A block of data
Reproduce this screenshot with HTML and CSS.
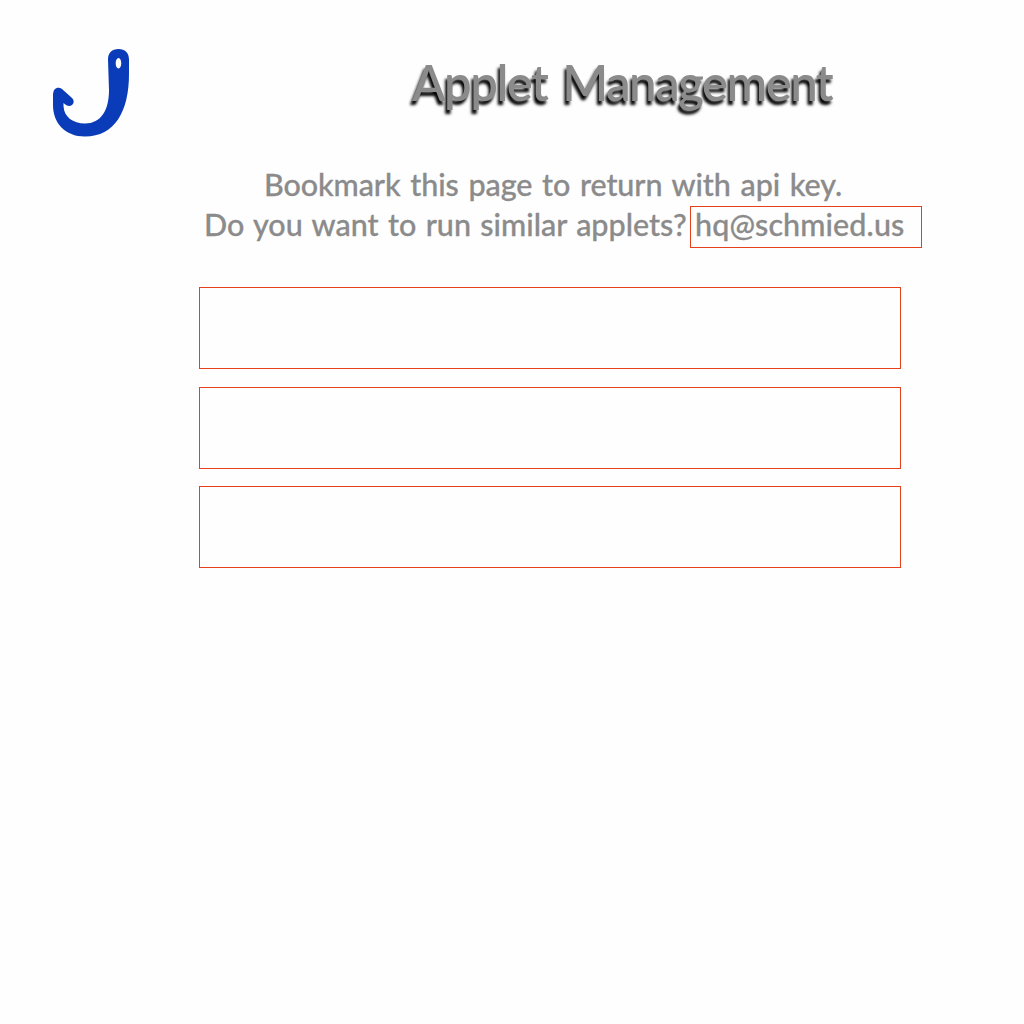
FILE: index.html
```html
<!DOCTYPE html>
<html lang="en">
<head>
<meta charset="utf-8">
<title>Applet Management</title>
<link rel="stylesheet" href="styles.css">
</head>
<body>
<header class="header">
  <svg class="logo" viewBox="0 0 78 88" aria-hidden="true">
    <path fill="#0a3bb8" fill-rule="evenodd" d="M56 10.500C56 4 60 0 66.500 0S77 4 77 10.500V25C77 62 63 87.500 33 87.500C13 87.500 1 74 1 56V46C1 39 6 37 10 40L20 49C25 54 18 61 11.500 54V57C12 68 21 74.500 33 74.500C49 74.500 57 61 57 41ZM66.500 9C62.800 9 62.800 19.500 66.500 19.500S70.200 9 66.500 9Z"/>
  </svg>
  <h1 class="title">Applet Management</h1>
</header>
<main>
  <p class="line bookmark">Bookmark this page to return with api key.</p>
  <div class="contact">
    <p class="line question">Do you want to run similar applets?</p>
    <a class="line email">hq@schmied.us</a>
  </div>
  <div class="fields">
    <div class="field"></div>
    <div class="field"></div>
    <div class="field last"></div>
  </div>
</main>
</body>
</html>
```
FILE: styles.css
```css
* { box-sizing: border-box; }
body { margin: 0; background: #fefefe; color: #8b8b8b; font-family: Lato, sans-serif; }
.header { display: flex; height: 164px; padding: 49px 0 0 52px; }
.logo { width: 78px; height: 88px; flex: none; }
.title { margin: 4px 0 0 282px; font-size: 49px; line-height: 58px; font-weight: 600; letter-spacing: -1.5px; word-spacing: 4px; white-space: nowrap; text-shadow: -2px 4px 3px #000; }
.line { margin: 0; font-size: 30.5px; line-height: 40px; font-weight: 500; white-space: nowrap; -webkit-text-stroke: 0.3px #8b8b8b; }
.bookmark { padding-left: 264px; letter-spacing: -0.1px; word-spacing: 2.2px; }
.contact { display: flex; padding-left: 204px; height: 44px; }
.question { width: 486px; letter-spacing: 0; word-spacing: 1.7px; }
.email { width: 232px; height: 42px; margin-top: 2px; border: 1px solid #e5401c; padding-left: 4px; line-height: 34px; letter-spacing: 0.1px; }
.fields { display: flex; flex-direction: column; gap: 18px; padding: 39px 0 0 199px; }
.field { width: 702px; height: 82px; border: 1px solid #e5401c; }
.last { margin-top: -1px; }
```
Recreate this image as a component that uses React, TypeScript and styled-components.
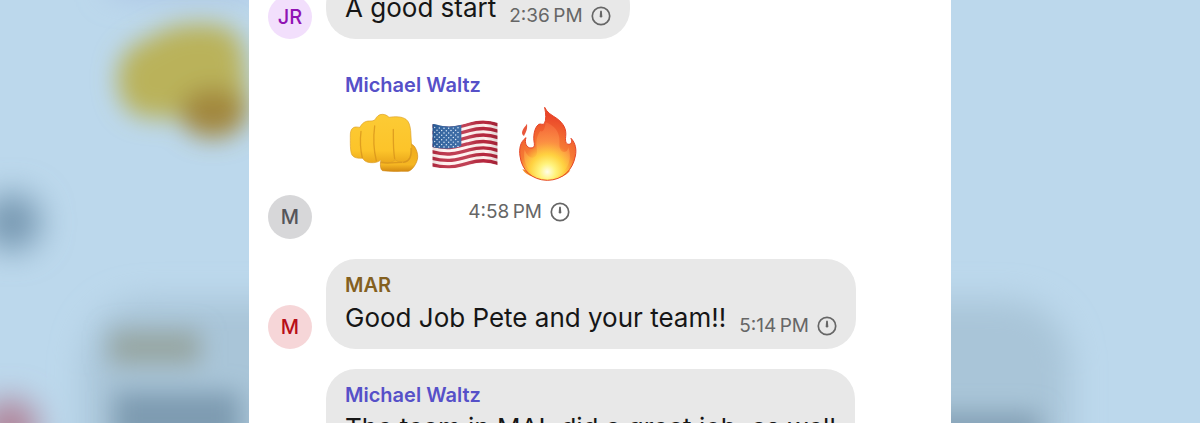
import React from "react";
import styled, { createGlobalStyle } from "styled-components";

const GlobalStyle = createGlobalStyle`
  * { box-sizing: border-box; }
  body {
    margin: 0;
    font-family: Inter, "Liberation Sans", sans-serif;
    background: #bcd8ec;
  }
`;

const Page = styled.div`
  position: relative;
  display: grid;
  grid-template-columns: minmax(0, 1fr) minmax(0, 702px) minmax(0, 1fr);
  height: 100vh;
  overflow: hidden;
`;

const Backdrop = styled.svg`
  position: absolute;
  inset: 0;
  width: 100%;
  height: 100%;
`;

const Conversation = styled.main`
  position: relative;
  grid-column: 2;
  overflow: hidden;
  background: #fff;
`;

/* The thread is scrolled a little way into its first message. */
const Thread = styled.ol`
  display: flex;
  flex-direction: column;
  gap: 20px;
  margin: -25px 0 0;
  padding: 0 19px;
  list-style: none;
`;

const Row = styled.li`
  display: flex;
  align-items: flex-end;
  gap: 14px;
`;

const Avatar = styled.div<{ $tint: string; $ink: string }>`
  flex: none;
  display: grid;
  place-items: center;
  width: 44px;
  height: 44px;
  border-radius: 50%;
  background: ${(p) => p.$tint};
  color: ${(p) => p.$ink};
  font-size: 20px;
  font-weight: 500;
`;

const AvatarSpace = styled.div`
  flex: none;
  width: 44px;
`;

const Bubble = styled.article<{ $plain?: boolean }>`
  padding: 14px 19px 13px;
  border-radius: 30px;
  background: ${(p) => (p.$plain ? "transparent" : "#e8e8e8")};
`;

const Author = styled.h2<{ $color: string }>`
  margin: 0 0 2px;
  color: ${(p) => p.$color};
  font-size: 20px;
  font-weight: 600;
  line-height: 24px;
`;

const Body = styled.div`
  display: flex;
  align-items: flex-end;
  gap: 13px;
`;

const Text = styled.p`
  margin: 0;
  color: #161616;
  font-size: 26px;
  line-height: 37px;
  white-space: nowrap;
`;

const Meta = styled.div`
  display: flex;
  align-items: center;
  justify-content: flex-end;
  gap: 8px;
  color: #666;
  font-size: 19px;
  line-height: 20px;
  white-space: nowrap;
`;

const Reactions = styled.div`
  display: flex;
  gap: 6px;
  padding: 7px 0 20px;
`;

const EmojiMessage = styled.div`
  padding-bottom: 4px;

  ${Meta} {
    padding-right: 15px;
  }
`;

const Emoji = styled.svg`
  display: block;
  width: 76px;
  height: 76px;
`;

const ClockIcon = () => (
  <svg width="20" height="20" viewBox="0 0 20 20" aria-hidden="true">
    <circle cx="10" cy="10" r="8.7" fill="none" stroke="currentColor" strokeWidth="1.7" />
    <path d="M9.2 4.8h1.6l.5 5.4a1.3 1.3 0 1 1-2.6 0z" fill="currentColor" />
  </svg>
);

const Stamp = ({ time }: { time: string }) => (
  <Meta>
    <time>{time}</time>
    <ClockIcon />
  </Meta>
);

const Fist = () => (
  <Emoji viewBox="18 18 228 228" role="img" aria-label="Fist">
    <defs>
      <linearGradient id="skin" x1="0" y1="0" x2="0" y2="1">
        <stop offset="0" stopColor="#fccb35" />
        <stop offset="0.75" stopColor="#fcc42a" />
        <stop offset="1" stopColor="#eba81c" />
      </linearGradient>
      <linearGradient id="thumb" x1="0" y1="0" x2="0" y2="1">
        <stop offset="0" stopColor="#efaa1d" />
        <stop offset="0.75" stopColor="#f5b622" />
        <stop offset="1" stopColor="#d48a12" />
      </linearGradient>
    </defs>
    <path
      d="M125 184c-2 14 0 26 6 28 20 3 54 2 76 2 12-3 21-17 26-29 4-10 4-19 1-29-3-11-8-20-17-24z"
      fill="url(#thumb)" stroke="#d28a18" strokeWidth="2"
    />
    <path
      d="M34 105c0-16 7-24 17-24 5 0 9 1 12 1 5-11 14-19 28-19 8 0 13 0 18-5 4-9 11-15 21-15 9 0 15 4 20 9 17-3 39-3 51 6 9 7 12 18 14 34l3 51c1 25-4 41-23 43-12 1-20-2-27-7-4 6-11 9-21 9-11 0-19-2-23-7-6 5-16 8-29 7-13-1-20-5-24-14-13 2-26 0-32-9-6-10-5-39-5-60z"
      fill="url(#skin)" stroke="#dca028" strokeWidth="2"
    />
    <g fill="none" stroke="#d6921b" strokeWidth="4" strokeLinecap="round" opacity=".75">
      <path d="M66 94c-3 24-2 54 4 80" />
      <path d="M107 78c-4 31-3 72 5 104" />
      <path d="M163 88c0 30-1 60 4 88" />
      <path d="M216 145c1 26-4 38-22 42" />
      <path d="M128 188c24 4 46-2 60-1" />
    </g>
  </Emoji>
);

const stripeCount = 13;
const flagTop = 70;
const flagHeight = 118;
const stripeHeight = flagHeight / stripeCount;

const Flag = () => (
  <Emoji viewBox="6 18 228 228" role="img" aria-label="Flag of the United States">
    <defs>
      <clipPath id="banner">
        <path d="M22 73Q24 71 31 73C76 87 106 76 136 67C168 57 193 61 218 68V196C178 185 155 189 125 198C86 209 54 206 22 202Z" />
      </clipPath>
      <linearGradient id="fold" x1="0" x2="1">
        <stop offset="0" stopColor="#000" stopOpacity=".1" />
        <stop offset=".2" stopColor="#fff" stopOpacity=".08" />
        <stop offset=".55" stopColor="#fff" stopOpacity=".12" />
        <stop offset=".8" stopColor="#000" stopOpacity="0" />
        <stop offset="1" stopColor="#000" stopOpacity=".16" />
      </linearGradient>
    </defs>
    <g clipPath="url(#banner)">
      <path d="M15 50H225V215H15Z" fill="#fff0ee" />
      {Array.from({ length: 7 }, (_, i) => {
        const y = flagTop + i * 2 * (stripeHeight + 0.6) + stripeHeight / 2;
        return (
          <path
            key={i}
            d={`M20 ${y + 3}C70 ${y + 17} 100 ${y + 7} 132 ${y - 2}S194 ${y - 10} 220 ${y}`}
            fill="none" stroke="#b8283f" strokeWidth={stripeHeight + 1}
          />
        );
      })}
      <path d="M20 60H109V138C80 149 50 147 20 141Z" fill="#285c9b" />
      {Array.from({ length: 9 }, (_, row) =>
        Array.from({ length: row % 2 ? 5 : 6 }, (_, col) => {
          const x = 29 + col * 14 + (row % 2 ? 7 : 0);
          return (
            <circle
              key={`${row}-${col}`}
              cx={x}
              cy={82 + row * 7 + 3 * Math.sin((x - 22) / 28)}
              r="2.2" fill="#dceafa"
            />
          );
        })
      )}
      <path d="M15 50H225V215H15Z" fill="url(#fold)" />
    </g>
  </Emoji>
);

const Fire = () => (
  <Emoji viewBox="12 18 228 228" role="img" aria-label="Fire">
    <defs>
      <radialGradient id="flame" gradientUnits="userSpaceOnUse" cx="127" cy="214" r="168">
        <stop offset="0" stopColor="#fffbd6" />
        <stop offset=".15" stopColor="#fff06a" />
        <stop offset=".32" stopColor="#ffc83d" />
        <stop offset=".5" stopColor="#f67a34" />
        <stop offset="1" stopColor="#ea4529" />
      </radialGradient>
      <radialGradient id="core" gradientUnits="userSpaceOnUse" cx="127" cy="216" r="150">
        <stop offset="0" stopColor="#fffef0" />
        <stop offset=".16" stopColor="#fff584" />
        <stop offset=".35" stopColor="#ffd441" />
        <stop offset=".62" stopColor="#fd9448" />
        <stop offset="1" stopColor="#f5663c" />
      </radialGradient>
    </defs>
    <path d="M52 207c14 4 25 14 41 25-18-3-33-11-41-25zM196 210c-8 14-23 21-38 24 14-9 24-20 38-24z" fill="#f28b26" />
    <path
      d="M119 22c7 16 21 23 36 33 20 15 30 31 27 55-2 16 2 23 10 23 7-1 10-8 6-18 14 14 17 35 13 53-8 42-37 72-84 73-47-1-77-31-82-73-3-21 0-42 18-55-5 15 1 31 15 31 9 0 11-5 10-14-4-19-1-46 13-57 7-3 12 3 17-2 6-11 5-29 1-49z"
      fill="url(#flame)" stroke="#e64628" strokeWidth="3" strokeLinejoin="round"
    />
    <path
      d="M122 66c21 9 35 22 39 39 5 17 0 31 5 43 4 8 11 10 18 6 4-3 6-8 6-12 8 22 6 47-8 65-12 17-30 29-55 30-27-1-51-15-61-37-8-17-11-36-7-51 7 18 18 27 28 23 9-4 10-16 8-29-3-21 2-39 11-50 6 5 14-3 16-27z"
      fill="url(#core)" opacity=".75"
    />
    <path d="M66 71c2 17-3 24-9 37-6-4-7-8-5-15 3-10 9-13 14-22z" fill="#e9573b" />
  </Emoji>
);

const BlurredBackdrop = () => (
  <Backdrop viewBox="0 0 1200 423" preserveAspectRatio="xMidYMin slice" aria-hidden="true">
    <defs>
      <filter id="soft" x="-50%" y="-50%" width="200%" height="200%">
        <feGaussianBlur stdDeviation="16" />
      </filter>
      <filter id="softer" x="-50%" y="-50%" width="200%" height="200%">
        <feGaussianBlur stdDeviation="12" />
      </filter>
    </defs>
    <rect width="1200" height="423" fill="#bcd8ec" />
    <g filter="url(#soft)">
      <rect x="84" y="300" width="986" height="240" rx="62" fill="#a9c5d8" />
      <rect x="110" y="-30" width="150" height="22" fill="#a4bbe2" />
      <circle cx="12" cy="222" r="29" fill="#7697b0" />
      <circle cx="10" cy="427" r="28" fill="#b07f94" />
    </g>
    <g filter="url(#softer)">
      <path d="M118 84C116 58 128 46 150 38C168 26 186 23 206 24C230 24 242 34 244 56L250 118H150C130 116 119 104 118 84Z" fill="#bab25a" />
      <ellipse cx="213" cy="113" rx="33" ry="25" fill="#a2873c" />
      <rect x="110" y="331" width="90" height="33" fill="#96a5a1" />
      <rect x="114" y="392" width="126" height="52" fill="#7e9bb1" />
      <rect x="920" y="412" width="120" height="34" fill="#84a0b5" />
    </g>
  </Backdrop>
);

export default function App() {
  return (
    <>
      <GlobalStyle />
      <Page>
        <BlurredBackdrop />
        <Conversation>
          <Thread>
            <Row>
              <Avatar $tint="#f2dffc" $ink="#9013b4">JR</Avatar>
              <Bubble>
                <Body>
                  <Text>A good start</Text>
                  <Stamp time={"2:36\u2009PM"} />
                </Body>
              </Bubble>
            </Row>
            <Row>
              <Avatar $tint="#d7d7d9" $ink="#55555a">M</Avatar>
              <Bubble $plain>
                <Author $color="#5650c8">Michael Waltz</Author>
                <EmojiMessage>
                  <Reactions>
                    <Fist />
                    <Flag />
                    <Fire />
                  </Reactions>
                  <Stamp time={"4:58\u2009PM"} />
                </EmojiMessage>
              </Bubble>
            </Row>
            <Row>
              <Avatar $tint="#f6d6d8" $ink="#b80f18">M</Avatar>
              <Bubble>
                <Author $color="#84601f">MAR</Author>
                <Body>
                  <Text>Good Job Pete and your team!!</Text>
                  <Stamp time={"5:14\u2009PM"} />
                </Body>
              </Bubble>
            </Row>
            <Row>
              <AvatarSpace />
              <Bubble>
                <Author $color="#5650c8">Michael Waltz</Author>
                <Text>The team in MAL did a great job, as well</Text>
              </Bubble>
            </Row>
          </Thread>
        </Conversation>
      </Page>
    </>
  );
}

Challenge:
All lines above with "this" in them should be returned.

Task solution:
Reproduce this screenshot with HTML and CSS.
  <p class="line bookmark">Bookmark this page to return with api key.</p>
Recreate this image as a component that uses React, TypeScript and styled-components.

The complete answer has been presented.